▶ **WHAT YOU NEED TO DO**
Output all the material that follows, exactly as given.
__________________________________________________
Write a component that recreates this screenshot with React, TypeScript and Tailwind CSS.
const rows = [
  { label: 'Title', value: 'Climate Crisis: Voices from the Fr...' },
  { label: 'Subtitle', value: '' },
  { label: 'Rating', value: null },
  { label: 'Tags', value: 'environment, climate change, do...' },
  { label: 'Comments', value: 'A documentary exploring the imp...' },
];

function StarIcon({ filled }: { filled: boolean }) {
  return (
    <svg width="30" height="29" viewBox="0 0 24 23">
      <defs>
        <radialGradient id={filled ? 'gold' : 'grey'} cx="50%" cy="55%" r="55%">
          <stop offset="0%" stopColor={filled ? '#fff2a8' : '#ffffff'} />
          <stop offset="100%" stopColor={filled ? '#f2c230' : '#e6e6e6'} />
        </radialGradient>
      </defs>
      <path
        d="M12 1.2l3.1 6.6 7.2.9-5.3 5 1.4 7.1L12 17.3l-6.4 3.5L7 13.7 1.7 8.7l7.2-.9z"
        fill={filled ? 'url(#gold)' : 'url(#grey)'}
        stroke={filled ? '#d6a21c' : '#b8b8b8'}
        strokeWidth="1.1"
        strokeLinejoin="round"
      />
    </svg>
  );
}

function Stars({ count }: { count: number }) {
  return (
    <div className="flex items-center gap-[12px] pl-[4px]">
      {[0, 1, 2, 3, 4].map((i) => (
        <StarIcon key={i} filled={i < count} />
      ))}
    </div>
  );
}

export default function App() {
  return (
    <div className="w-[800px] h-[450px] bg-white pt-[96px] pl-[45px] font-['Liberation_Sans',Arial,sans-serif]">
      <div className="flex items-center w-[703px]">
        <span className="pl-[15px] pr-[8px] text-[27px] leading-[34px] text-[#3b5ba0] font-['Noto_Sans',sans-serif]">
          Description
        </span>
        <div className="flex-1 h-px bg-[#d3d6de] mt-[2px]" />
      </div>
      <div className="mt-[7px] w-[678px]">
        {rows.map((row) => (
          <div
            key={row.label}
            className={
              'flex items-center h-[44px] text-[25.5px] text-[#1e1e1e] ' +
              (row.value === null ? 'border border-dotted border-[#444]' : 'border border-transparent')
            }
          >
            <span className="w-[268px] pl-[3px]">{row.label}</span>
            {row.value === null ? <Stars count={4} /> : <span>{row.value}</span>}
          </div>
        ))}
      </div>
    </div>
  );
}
__________________________________________________
▶ **TASK RESULT**
Write a component that recreates this screenshot with React, TypeScript and Tailwind CSS.
const rows = [
  { label: 'Title', value: 'Climate Crisis: Voices from the Fr...' },
  { label: 'Subtitle', value: '' },
  { label: 'Rating', value: null },
  { label: 'Tags', value: 'environment, climate change, do...' },
  { label: 'Comments', value: 'A documentary exploring the imp...' },
];

function StarIcon({ filled }: { filled: boolean }) {
  return (
    <svg width="30" height="29" viewBox="0 0 24 23">
      <defs>
        <radialGradient id={filled ? 'gold' : 'grey'} cx="50%" cy="55%" r="55%">
          <stop offset="0%" stopColor={filled ? '#fff2a8' : '#ffffff'} />
          <stop offset="100%" stopColor={filled ? '#f2c230' : '#e6e6e6'} />
        </radialGradient>
      </defs>
      <path
        d="M12 1.2l3.1 6.6 7.2.9-5.3 5 1.4 7.1L12 17.3l-6.4 3.5L7 13.7 1.7 8.7l7.2-.9z"
        fill={filled ? 'url(#gold)' : 'url(#grey)'}
        stroke={filled ? '#d6a21c' : '#b8b8b8'}
        strokeWidth="1.1"
        strokeLinejoin="round"
      />
    </svg>
  );
}

function Stars({ count }: { count: number }) {
  return (
    <div className="flex items-center gap-[12px] pl-[4px]">
      {[0, 1, 2, 3, 4].map((i) => (
        <StarIcon key={i} filled={i < count} />
      ))}
    </div>
  );
}

export default function App() {
  return (
    <div className="w-[800px] h-[450px] bg-white pt-[96px] pl-[45px] font-['Liberation_Sans',Arial,sans-serif]">
      <div className="flex items-center w-[703px]">
        <span className="pl-[15px] pr-[8px] text-[27px] leading-[34px] text-[#3b5ba0] font-['Noto_Sans',sans-serif]">
          Description
        </span>
        <div className="flex-1 h-px bg-[#d3d6de] mt-[2px]" />
      </div>
      <div className="mt-[7px] w-[678px]">
        {rows.map((row) => (
          <div
            key={row.label}
            className={
              'flex items-center h-[44px] text-[25.5px] text-[#1e1e1e] ' +
              (row.value === null ? 'border border-dotted border-[#444]' : 'border border-transparent')
            }
          >
            <span className="w-[268px] pl-[3px]">{row.label}</span>
            {row.value === null ? <Stars count={4} /> : <span>{row.value}</span>}
          </div>
        ))}
      </div>
    </div>
  );
}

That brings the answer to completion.